Now, let's introduce a third user (User3) who attends different meetups. We will recommend meetups for each user based on specific rules:

  • A user should not be attending a recommended meetup.
  • A meetup should be attended by both other users to be recommended.

Let's introduce user3

User3 attends meetups: m1, m3, and m5, as illustrated below.

Creating RDD for User3

We create an RDD u3 representing the meetups attended by User3.

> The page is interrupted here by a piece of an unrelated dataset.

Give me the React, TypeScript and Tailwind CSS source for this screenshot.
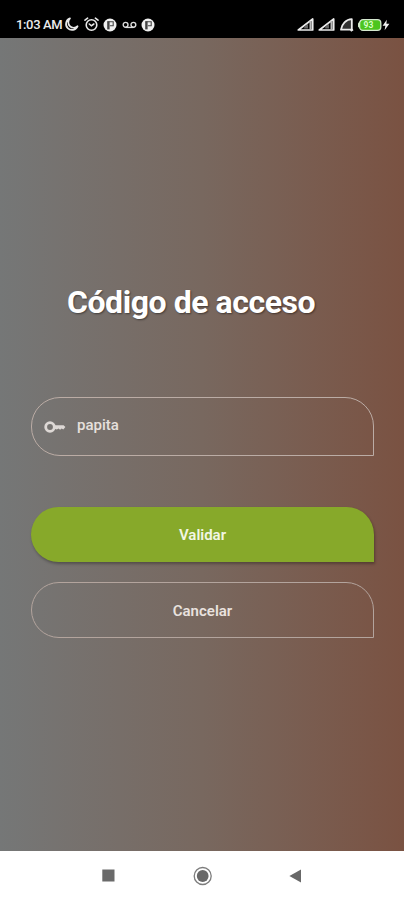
import { useState } from "react";

const MoonIcon = () => (
  <svg width="15" height="15" viewBox="0 0 15 15" fill="none" stroke="#e8e8e8" strokeWidth="1.7" strokeLinejoin="round">
    <path d="M6 1.3A6 6 0 1 0 13.6 9.2A5.4 5.4 0 0 1 6 1.3Z" />
  </svg>
);

const AlarmIcon = () => (
  <svg width="15" height="15" viewBox="0 0 15 15" fill="none" stroke="#e8e8e8" strokeWidth="1.6" strokeLinecap="round">
    <circle cx="7.5" cy="8" r="5.3" />
    <path d="M1 3.2L3.6 1.2M14 3.2L11.4 1.2M5.3 7L7.4 8.8L9.8 7" />
  </svg>
);

const ParkingIcon = () => (
  <svg width="14" height="14" viewBox="0 0 14 14">
    <circle cx="7" cy="7" r="6.5" fill="#f0f0f0" />
    <path d="M4.2 3.4H6.6V11.4H4.2Z" fill="#444" />
    <path d="M4.4 3.8H10.2V7.8H6.8" fill="none" stroke="#444" strokeWidth="1.1" />
  </svg>
);

const VoicemailIcon = () => (
  <svg width="15" height="8" viewBox="0 0 15 8" fill="none" stroke="#dcdcdc" strokeWidth="1.4">
    <circle cx="3.6" cy="3.8" r="2.4" />
    <circle cx="11.4" cy="3.8" r="2.4" />
    <path d="M3.6 6.4H11.4" />
  </svg>
);

const SignalIcon = () => (
  <svg width="17" height="13" viewBox="0 0 17 13">
    <path d="M1.3 12L15.7 1V12Z" fill="none" stroke="#ececec" strokeWidth="1.7" strokeLinejoin="round" />
    <path d="M7.2 10.4V8.8L11 5.8V10.4Z" fill="#666" />
    <path d="M13.6 3V11" stroke="#bbb" strokeWidth="2.2" />
  </svg>
);

const NetworkIcon = () => (
  <svg width="14" height="14" viewBox="0 0 14 14" strokeLinejoin="round">
    <path d="M1 11.7C1.8 6 6 1.3 11.8 1.2V11.7Z" fill="#333" stroke="#ececec" strokeWidth="1.8" />
    <path d="M10.6 13L13 11.5" stroke="#ececec" strokeWidth="2" />
  </svg>
);

const BatteryIcon = () => (
  <svg width="24" height="12" viewBox="0 0 24 12">
    <rect x="0" y="3.4" width="2.4" height="5.2" rx="1" fill="#cfe8c4" />
    <rect x="1.6" y="0.7" width="21.2" height="10.6" rx="3.4" fill="#4cc51e" stroke="#d5e8cf" strokeWidth="1.3" />
    <text x="10.5" y="9" textAnchor="middle" fontFamily="Roboto, sans-serif" fontSize="8.5" fontWeight="700" fill="#d9ffc8">93</text>
  </svg>
);

const BoltIcon = () => (
  <svg width="8" height="12" viewBox="0 0 8 12">
    <path d="M4.8 0.8L0.6 6.8H3.4L2.6 11.2L7.4 4.8H4.4Z" fill="#f2f2f2" />
  </svg>
);

const KeyIcon = () => (
  <svg width="22" height="12" viewBox="0 0 22 12">
    <circle cx="6" cy="6" r="4.3" fill="none" stroke="#ddd8d5" strokeWidth="2.8" />
    <path d="M10.5 4.2H19.6L21.4 6L19.3 8.5L17.7 7.4L16.1 8.7L14.5 7.4L12.9 8.5L10.5 7.7Z" fill="#ddd8d5" />
  </svg>
);

function StatusBar() {
  return (
    <header className="flex h-[38px] items-center justify-between bg-black pt-[11px] pr-[13px] pl-4 text-[#ececec]">
      <div className="flex items-center">
        <span className="w-[48px] text-[13px] leading-4 font-medium tracking-[-0.35px] whitespace-nowrap">1:03 AM</span>
        <div className="flex items-center gap-[4.6px]">
          <MoonIcon />
          <AlarmIcon />
          <ParkingIcon />
          <VoicemailIcon />
          <ParkingIcon />
        </div>
      </div>
      <div className="mr-px flex items-center">
        <SignalIcon />
        <span className="w-1" />
        <SignalIcon />
        <span className="w-[5px]" />
        <NetworkIcon />
        <span className="w-1" />
        <BatteryIcon />
        <BoltIcon />
      </div>
    </header>
  );
}

function NavBar() {
  return (
    <nav className="flex h-[49px] items-center bg-white pl-[102px]">
      <button type="button" aria-label="Recientes">
        <svg width="13" height="13" viewBox="0 0 13 13"><rect x="0.3" y="0.5" width="12.2" height="12" fill="#6a6a6a" /></svg>
      </button>
      <button type="button" aria-label="Inicio" className="ml-[78px]">
        <svg width="20" height="20" viewBox="0 0 20 20">
          <circle cx="9.7" cy="10" r="8.5" fill="none" stroke="#7c7c7c" strokeWidth="1.3" />
          <circle cx="9.7" cy="10" r="5.9" fill="#686868" />
        </svg>
      </button>
      <button type="button" aria-label="Atrás" className="ml-[76px]">
        <svg width="13" height="14" viewBox="0 0 13 14"><path d="M0.4 7L12 0.4V13.6Z" fill="#686868" /></svg>
      </button>
    </nav>
  );
}

export default function App() {
  const [code, setCode] = useState("papita");

  return (
    <div className="flex h-[900px] w-[404px] flex-col overflow-hidden font-[Roboto,sans-serif]">
      <StatusBar />
      <main className="flex-1 bg-linear-to-r from-[#757777] via-[#78685f] to-[#7a5242] pr-[30px] pl-[31px]">
        <h1 className="mt-[244px] ml-9 text-[32px] leading-10 font-bold tracking-[-0.45px] whitespace-nowrap text-white [text-shadow:1px_1px_2px_rgba(0,0,0,0.45)]">
          Código de acceso
        </h1>
        <form onSubmit={(e) => e.preventDefault()}>
          <label className="mt-[75px] flex h-[59px] items-center rounded-[29px] rounded-br-none border border-[#bbaca5] pl-3">
            <KeyIcon />
            <input
              type="text"
              value={code}
              onChange={(e) => setCode(e.target.value)}
              className="ml-[11px] w-60 pb-[2px] text-[15px] font-medium text-[#e6e0dd] outline-none"
            />
          </label>
          <button
            type="submit"
            className="mt-[51px] block h-[55px] w-full rounded-[28px] rounded-br-none bg-[#87a92a] pt-[2px] text-[15px] font-semibold text-[#f2f6e4] shadow-[1px_2px_3px_rgba(0,0,0,0.3)]"
          >
            Validar
          </button>
          <button
            type="button"
            className="mt-5 block h-[56px] w-full rounded-[28px] rounded-br-none border border-[#b3a49d] pt-[2px] text-[15px] font-semibold text-[#e9e2df]"
          >
            Cancelar
          </button>
        </form>
      </main>
      <NavBar />
    </div>
  );
}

u3 = sc.parallelize(["m1", "m3", "m5"])

Finding Recommendations for Users

For User1:

forU1 = u2.intersection(u3).subtract(u1)
forU1.collect()

For User2:

forU2 = u1.intersection(u3).subtract(u2)
forU2.collect()

For User3:

forU3 = u1.intersection(u2).subtract(u3)
forU3.collect()

Discussions on What's Seen in the Spark Shell UI

Let's consider at some of the results you might have seen earlier in the UI. Here's the DAG from finding the meetups in common (an intersection of the two RDDs).

What you're seeing is this.

  • Each shaded blue box represents a user operation.
  • A dot in the box represents an RDD created in the corresponding operations.
  • Operations are grouped by stages (In a stage, operations on partitions are pipelined in the same task).
  • You can click on any stage, to drill down into it for more detail.
  • Parallelization of each RDD occurs in one stage (e.g. on one node, with local data)
  • Some of the intersection can happen on one stage (using whatever data is local)
  • Some of the intersection happens in another stage
    • Because it can no longer be done with local data - it involves data distributed over the cluster.
    • Data is shuffled for the intersection to be done (i.e. sent from one node to another).
    • Shuffling is expensive - we'll talk more about this later.

Here are the details on the stages (from the Completed Stages section on the same page). It gives details on the data that is shuffled.

Here's another DAG - from finding the meetups attended by either user (a union of the two RDDs).

What you're seeing is this.

  • Parallelization of each RDD occurs in one stage (e.g. on one node, with local data)
    • And yes, Spark has to parallelize again, because default is not to cache an RDD.
  • The union happens in the same stage - It can all be done with local data
    • Part of the distinct has to be done in a separate stage - it also requires shuffling data

Use Case: Airport Data Analysis with Spark

Problem Statement

Create a Spark program to read airport data from the "airports.txt" file, filter airports located in the United States, and output the airport's name and the city's name to the "out/airports_in_usa" directory.

Input Data Format (airports.txt)

Each row of the input file contains the following columns:

Airport ID, Name of airport, Main city served  by  airport, Country  where  airport  islocated, IATA/FAA code, ICAO Code, Latitude, Longitude, Altitude, Timezone, DST, Timezone  in  Olson format

Sample Output Format (airports_in_usa)

"Airport Name 1",  "City Name 1"  "Airport Name 2",  "City Name 2"  ...

Implementation Steps

  1. Read the airport data from "airports.txt" into an RDD.
  2. Filter the airports that are located in the United States.
  3. Map the data to extract the airport's name and the city's name.
  4. Save the resulting RDD to the "out/airports_in_usa" directory.

Spark Job Submission

To submit your Spark job, follow these steps:

  1. Navigate to the folder where Spark is installed.
  2. Use the following command to submit the job:
 spark3-submit --master yarn --class YourSparkClass /path/to/your/spark/program.py`

Verification

After running the Spark job, verify the output in the "out/airports_in_usa" directory in HDFS to ensure that the airport data for airports in the United States has been correctly extracted and saved.

This use case demonstrates how to perform data filtering and transformation with Spark RDDs, which is a common task in big data processing.